Sewing with Knits
Many people here and there and elsewhere have expressed fear of sewing with knits. It’s not as difficult as you might imagine, if you adopt a few strategies ahead of time. Because people’s tools are a bit different, you might have to do some things differently than I do. I’ll list everything I can think of that might help you get started, and hopefully, others will chime in with their own tips.
1. Practice on an old, ratty t-shirt. You don’t necessarily need to spend anything to at least try sewing with knits. This might help you realize that you can, in fact, handle knit fabrics just fine.
2. For your first project, select a fairly stable knit. Don’t pick out a slinky, slippery, 4-way stretch fabric for your first project. Try a fabric similar to the t-shirts you wear, a knit with 20-30% stretch or so.
3. Kwik Sew patterns have excellent instructions for knit projects.
4. You do NOT need a serger to sew with knits, but they are nice.
5. If you are sewing with a conventional sewing machine, you’ll need to use a stitch that has a little stretch to it. I usually sew with a narrow zig-zag. I set the width to 0.5 and the length to 2.5. You could also use what is known as the “lightening bolt” stitch, which is very stretchy, but is the devil to pick out.

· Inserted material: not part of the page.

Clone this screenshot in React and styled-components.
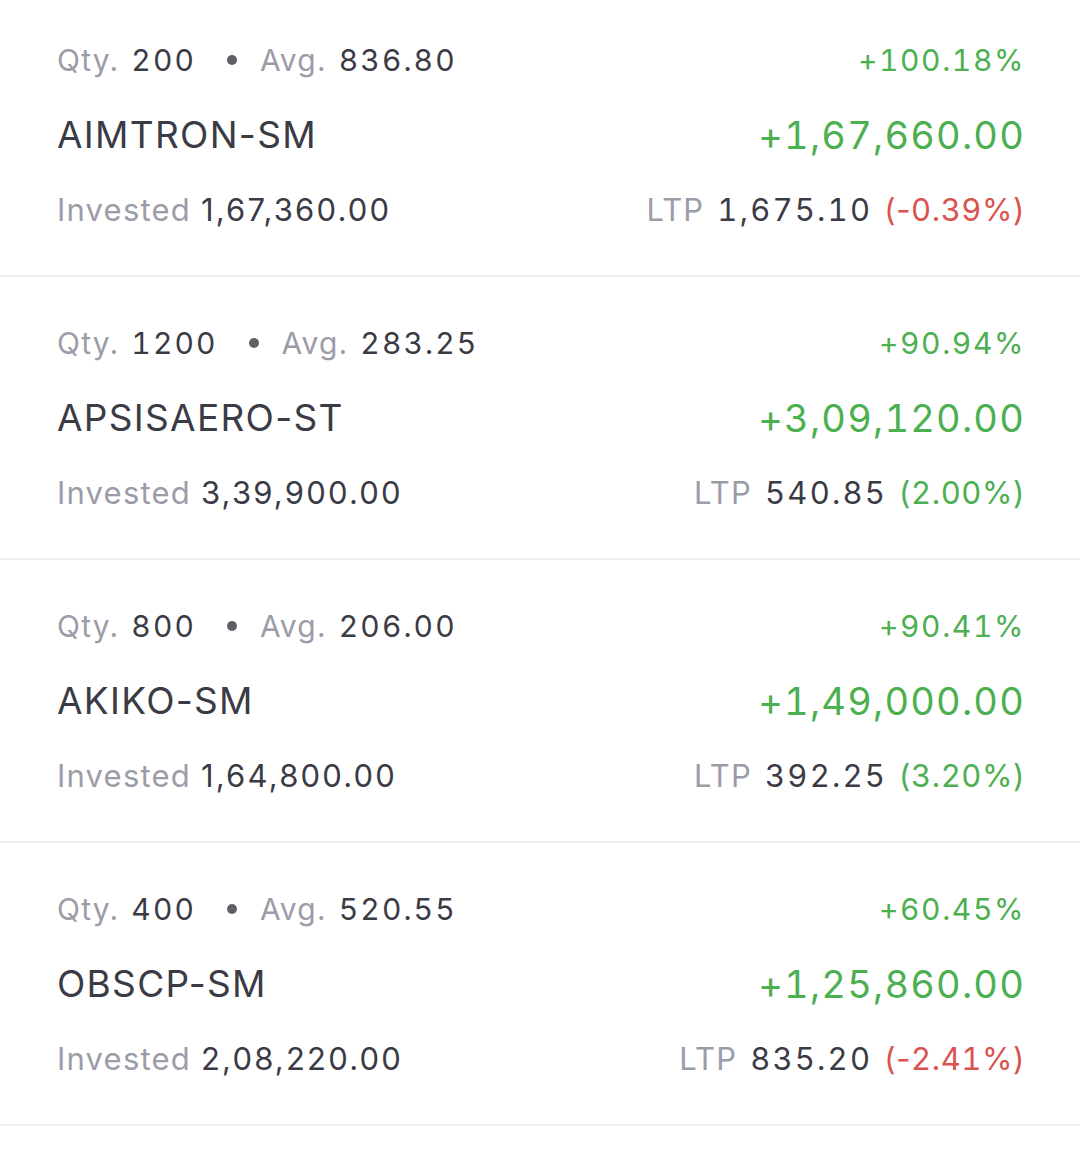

6. If your machine allows you to decrease the presser foot pressure, then set it pretty darned low. Experiment to see what works the best for you, i.e.which setting distorts your fabric the least.

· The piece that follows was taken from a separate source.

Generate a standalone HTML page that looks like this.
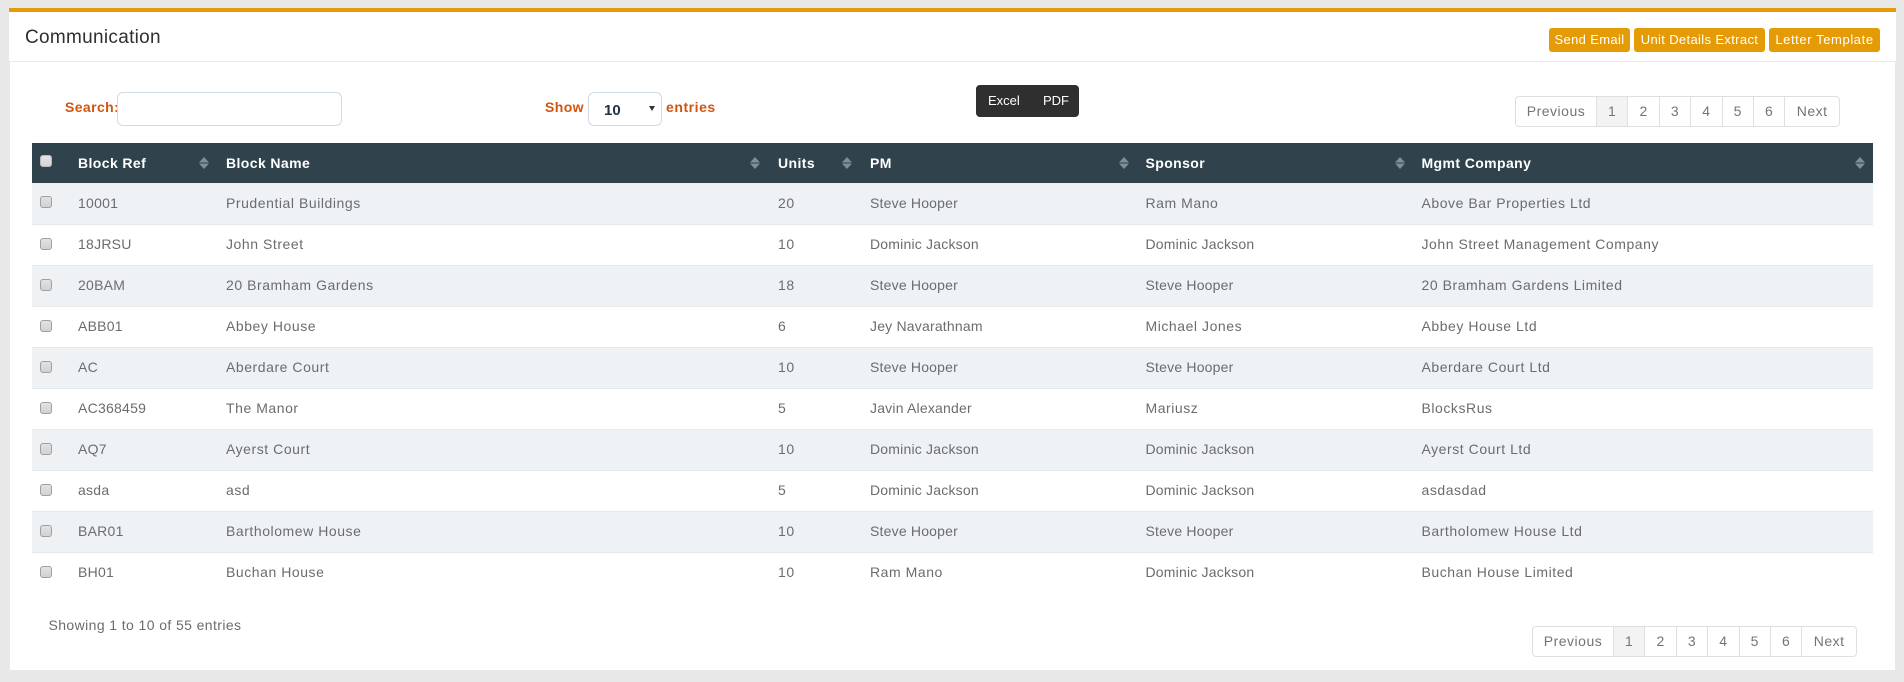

7. Alternatively, or in addition to the presser foot pressure, you can use a walking foot.
8. When sewing shoulder seams in t-shirts, you’ll want to stabilize those seams with stay tape. Some patterns tell you to do this (Kwik Sew does) and some don’t. You’ll want to do it every time.
9. Hems can be tricky to make nice. I have tacked them up with Wash-Away Wonder tape, which holds the hem up and stabilizes the fabric while you sew. When you wash the garment, the tape will dissolve. Other times, I’ll fuse a strip of knit (tricot) interfacing along the bottom edge of the garment. The strip should be the same width as the depth of your hem. This stabilizes the fabric nicely, but does reduce the fabric’s stretchiness. (Steam-a-Seam is fantastic, too!)
10. Needles! Needles can make all the difference. If you have super-stretchy fabric, you’ll want to use a stretch needle. If you have a medium stretch fabric, a ball point needle may be all you need. These needles won’t be as prone to damaging your fabric as others and may prevent skipped stitches.
11. For the hem, I either use the cover stitch function on my serger, which is cool, but I also regularly use a twin needle.
12. I learned this one the hard way. You must use a fabric that has the right amount of stretch for your project. You can find a gauge on the back of the pattern envelope. Basically, you fold over the crosswise edge of the knit fabric 3″ (8 cm). Hold 4″ (10 cm) of the folded fabric against the chart and gently stretch to the outer line.
14. Cut out your pieces using a rotary cutter on a self-healing mat. This is much easier than using scissors.
15. You might want to lay out your fabric and let it rest for an hour or more. Do not allow the fabric to stretch when cutting it out, i.e. don’t let it hang off the end of a table.
P.S. If you’re looking for a yoga pants pattern, you can’t go wrong with the Kwik Sew one pictured here. I’ve made a couple of pairs and intend to make more. Super comfy!!!